Amico ignaro prima che inizi il concerto: "E questi che fanno?"

Iltrattore non ignaro: "Questi fanno MALE

Ed è vero. "FINE" ne è fulgido esempio. Fulgido come solo il dolore può essere.

Da "Intimacy" la tavolozza dei colori si è riempita di sangue che si è mischiato alle tempere, che ha creato qualcosa di nuovo, una boccata d'aria che fatichi a capire se è estremamente pulita o indelebilmente ferale. Una sola cosa è certa: è varia ed in evoluzione.

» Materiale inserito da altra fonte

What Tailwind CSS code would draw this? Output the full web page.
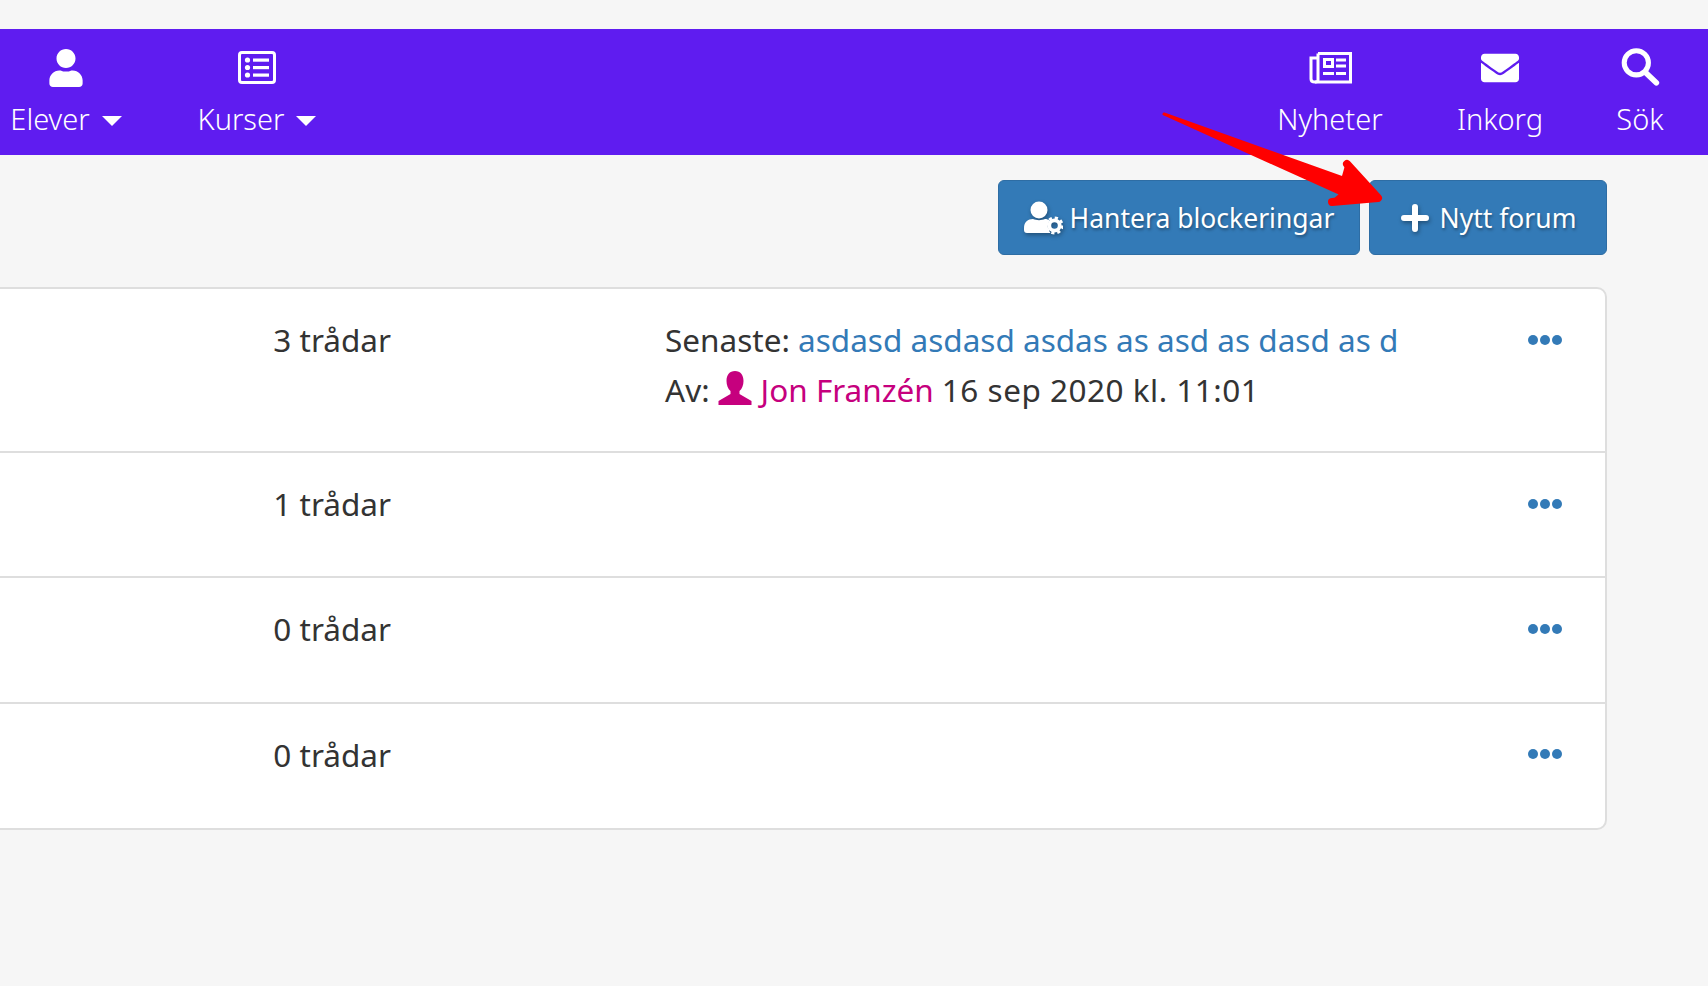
<!DOCTYPE html>
<html><head><meta charset="utf-8"><script src="https://cdn.jsdelivr.net/npm/@tailwindcss/browser@4"></script></head>
<body class="relative w-[1708px] h-[986px] overflow-hidden bg-[#f6f6f6] font-['Noto_Sans',sans-serif] text-[#333] text-[31.5px] leading-[50px]">
<nav class="mt-[29px] h-[126px] bg-[#5f1cf0] text-white flex justify-between text-[29px] font-light leading-[40px]">
  <div class="flex">
    <a class="w-[132px] flex flex-col items-center pt-[20px]">
      <svg class="w-[34px] h-[38px] fill-white" viewBox="0 0 448 512"><path d="M224 256c70.7 0 128-57.3 128-128S294.7 0 224 0 96 57.3 96 128s57.3 128 128 128zm89.6 32h-16.7c-22.2 10.2-46.900 16-72.900 16s-50.600-5.800-72.900-16h-16.700C60.200 288 0 348.200 0 422.400V464c0 26.500 21.500 48 48 48h352c26.500 0 48-21.500 48-48v-41.600c0-74.200-60.200-134.400-134.400-134.400z"/></svg>
      <span class="mt-[12px] flex items-center gap-[12px]">Elever<i class="block w-0 h-0 border-x-[10px] border-x-transparent border-t-[10px] border-t-white mt-[4px]"></i></span>
    </a>
    <a class="ml-[58px] w-[134px] flex flex-col items-center pt-[20px]">
      <svg class="w-[38px] h-[38px]" viewBox="0 0 38 38"><rect x="1.5" y="3.5" width="35" height="30" rx="2.5" fill="none" stroke="#fff" stroke-width="3"/><g fill="#fff"><circle cx="9.5" cy="11" r="2.6"/><circle cx="9.5" cy="18.5" r="2.6"/><circle cx="9.5" cy="26" r="2.6"/><rect x="15" y="9.5" width="16" height="3.2"/><rect x="15" y="17" width="16" height="3.2"/><rect x="15" y="24.500" width="16" height="3.2"/></g></svg>
      <span class="mt-[12px] flex items-center gap-[12px]">Kurser<i class="block w-0 h-0 border-x-[10px] border-x-transparent border-t-[10px] border-t-white mt-[4px]"></i></span>
    </a>
  </div>
  <div class="flex pr-[28px] gap-[40px]">
    <a class="w-[140px] flex flex-col items-center pt-[20px]">
      <svg class="w-[43px] h-[38px]" viewBox="0 0 43 38"><path d="M9 4.500h32.500v28.500H6" fill="none" stroke="#fff" stroke-width="3"/><path d="M9 4.500V31c0 1-1 2-3 2s-4-1-4-3V9h7" fill="none" stroke="#fff" stroke-width="3"/><g fill="#fff"><path d="M14 9h11v10H14zm3 3v4h5v-4z" fill-rule="evenodd"/><rect x="27" y="9.500" width="10" height="3"/><rect x="27" y="15.500" width="10" height="3"/><rect x="14" y="23" width="11" height="3"/><rect x="27" y="23" width="10" height="3"/></g></svg>
      <span class="mt-[12px]">Nyheter</span>
    </a>
    <a class="w-[120px] flex flex-col items-center pt-[20px]">
      <svg class="w-[38px] h-[38px] fill-white" viewBox="0 0 512 512"><path d="M502.3 190.8c3.900-3.100 9.700-.2 9.700 4.700V400c0 26.500-21.500 48-48 48H48c-26.500 0-48-21.500-48-48V195.600c0-5 5.700-7.800 9.700-4.700 22.400 17.400 52.100 39.500 154.100 113.600 21.100 15.400 56.700 47.800 92.200 47.600 35.700.3 72-32.800 92.300-47.600 102-74.100 131.600-96.300 154-113.700zM256 320c23.200.4 56.600-29.200 73.400-41.400 132.700-96.300 142.800-104.700 173.400-128.700 5.800-4.500 9.200-11.500 9.200-18.900v-19c0-26.500-21.500-48-48-48H48C21.500 64 0 85.500 0 112v19c0 7.400 3.400 14.300 9.200 18.900 30.600 23.900 40.700 32.400 173.400 128.700 16.800 12.200 50.200 41.800 73.400 41.400z"/></svg>
      <span class="mt-[12px]">Inkorg</span>
    </a>
    <a class="w-[80px] flex flex-col items-center pt-[18px]">
      <svg class="w-[40px] h-[40px]" viewBox="0 0 38 38"><circle cx="15.500" cy="15" r="11.500" fill="none" stroke="#fff" stroke-width="4.800"/><path d="M24.500 24.500L34.500 34" stroke="#fff" stroke-width="5.400" stroke-linecap="round"/></svg>
      <span class="mt-[12px]">Sök</span>
    </a>
  </div>
</nav>
<div class="mt-[25px] pr-[101px] flex justify-end gap-[9px] text-white font-normal leading-[40px]">
  <button class="h-[75px] w-[362px] flex items-center justify-center gap-[7px] rounded-[6px] bg-[#337ab7] border border-[#2e6da4] text-[26.5px] [text-shadow:1px_2px_3px_rgba(0,0,0,0.35)]">
    <svg class="w-[39px] h-[34px] drop-shadow-[1px_2px_2px_rgba(0,0,0,0.35)]" viewBox="0 0 39 34"><circle cx="15" cy="9" r="8.500" fill="#fff"/><path d="M3 32q-3 0-3-3v-2c0-6 4-9 9-9 3 1.500 9 1.500 12 0 2 0 3 .5 4.500 1.500a10 10 0 0 0 1 12.500z" fill="#fff"/><circle cx="30.500" cy="24.500" r="5.200" fill="none" stroke="#fff" stroke-width="3.800"/><circle cx="30.500" cy="24.500" r="7.800" fill="none" stroke="#fff" stroke-width="2.600" stroke-dasharray="3.200 2.930"/></svg>
    Hantera blockeringar
  </button>
  <button class="h-[75px] w-[238px] flex items-center justify-center gap-[10px] rounded-[6px] bg-[#337ab7] border border-[#2e6da4] text-[26.5px] [text-shadow:1px_2px_3px_rgba(0,0,0,0.35)]">
    <svg class="w-[30px] h-[30px] drop-shadow-[1px_2px_2px_rgba(0,0,0,0.35)]" viewBox="0 0 30 30"><path d="M15 4v22M4 15h22" stroke="#fff" stroke-width="6" stroke-linecap="round"/></svg>
    Nytt forum
  </button>
</div>
<section class="mt-[32px] w-[1617px] -ml-[10px] bg-white border-2 border-[#dedede] rounded-[10px]">
  <div class="flex border-b-2 border-[#dedede] pt-[26px] pb-[36px]">
    <div class="w-[399px] text-right">3 trådar</div>
    <div class="ml-[274px] w-[863px] shrink-0">
      <div class="whitespace-nowrap">Senaste: <a class="text-[#337ab7]">asdasd asdasd asdas as asd as dasd as d</a></div>
      <div class="flex items-center whitespace-nowrap">Av:<svg class="w-[34px] h-[34px] ml-[8px] mr-[9px] -mt-[4px]" viewBox="0 0 34 34"><path fill="#c6007e" d="M17 0c5.500 0 8.500 4 8.500 10 0 4-1.500 8-4 10v3l12 7v4H.5v-4l12-7v-3c-2.500-2-4-6-4-10C8.500 4 11.500 0 17 0z"/></svg><a class="text-[#c6007e]">Jon Franzén</a><span class="ml-[8px] tracking-[0.5px]">16 sep 2020 kl. 11:01</span></div>
    </div>
    <div class="w-[36px] flex gap-[2px] h-[10px] mt-[20px]"><i class="size-[10px] rounded-full bg-[#337ab7]"></i><i class="size-[10px] rounded-full bg-[#337ab7]"></i><i class="size-[10px] rounded-full bg-[#337ab7]"></i></div>
  </div>
  <div class="flex border-b-2 border-[#dedede] pt-[26px] pb-[47px]">
    <div class="w-[399px] text-right">1 trådar</div><div class="ml-[274px] w-[863px] shrink-0"></div>
    <div class="w-[36px] flex gap-[2px] h-[10px] mt-[20px]"><i class="size-[10px] rounded-full bg-[#337ab7]"></i><i class="size-[10px] rounded-full bg-[#337ab7]"></i><i class="size-[10px] rounded-full bg-[#337ab7]"></i></div>
  </div>
  <div class="flex border-b-2 border-[#dedede] pt-[26px] pb-[48px]">
    <div class="w-[399px] text-right">0 trådar</div><div class="ml-[274px] w-[863px] shrink-0"></div>
    <div class="w-[36px] flex gap-[2px] h-[10px] mt-[20px]"><i class="size-[10px] rounded-full bg-[#337ab7]"></i><i class="size-[10px] rounded-full bg-[#337ab7]"></i><i class="size-[10px] rounded-full bg-[#337ab7]"></i></div>
  </div>
  <div class="flex pt-[26px] pb-[48px]">
    <div class="w-[399px] text-right">0 trådar</div><div class="ml-[274px] w-[863px] shrink-0"></div>
    <div class="w-[36px] flex gap-[2px] h-[10px] mt-[19px]"><i class="size-[10px] rounded-full bg-[#337ab7]"></i><i class="size-[10px] rounded-full bg-[#337ab7]"></i><i class="size-[10px] rounded-full bg-[#337ab7]"></i></div>
  </div>
</section>
<svg class="absolute left-0 top-0 pointer-events-none" width="1708" height="986" viewBox="0 0 1708 986"><path d="M1164 114L1343 178L1347 164L1378 198L1332 202L1341 194Z" fill="#ff0000" stroke="#ff0000" stroke-width="3" stroke-linejoin="round"/><path d="M1347 164L1378 198L1332 202" fill="none" stroke="#ff0000" stroke-width="8" stroke-linecap="round" stroke-linejoin="round"/></svg>
</body></html>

I passaggi al limite del silenzio, il noise oscillante e "umido", la tensione che crea squilibrio, la voce che sussurra sottopelle, sintetizzando i momenti, dieci minuti di "Grey", che non cresce ma si apre come un fiore meccanico.  E poi i tribalismi "gigeriani" di "Varnish", che invece cresce ancora e ancora per esplodere nelle storture nervose della micidiale agonia post di "All Colours", dinamiche che spiazzano, chitarre muscoli nervi e terzo occhio. "Black Glue" sboccia da una intro "illusoria", in silenzio quasi, melodia che sa di ruggine, ed esplode in stomp e bordate elettriche. E la forza di tirare fuori il dolore dalle mura di Sarajevo città, bucate dalle pallottole e grondanti sangue ancora, dopo anni, farlo di nuovo, prendendo a "prestito" il diamante scuro di "Cupe Vampe" dei signori C.S.I., interpretando la rabbia e impregnandola di fango, abbellendola se possibile. Per lasciarvi in un finale mogwaiano, per farvi capire che c'è molto altro qui...molto.

Ed è proprio vero che la fine fa male, l'avevo ben detto al mio amico.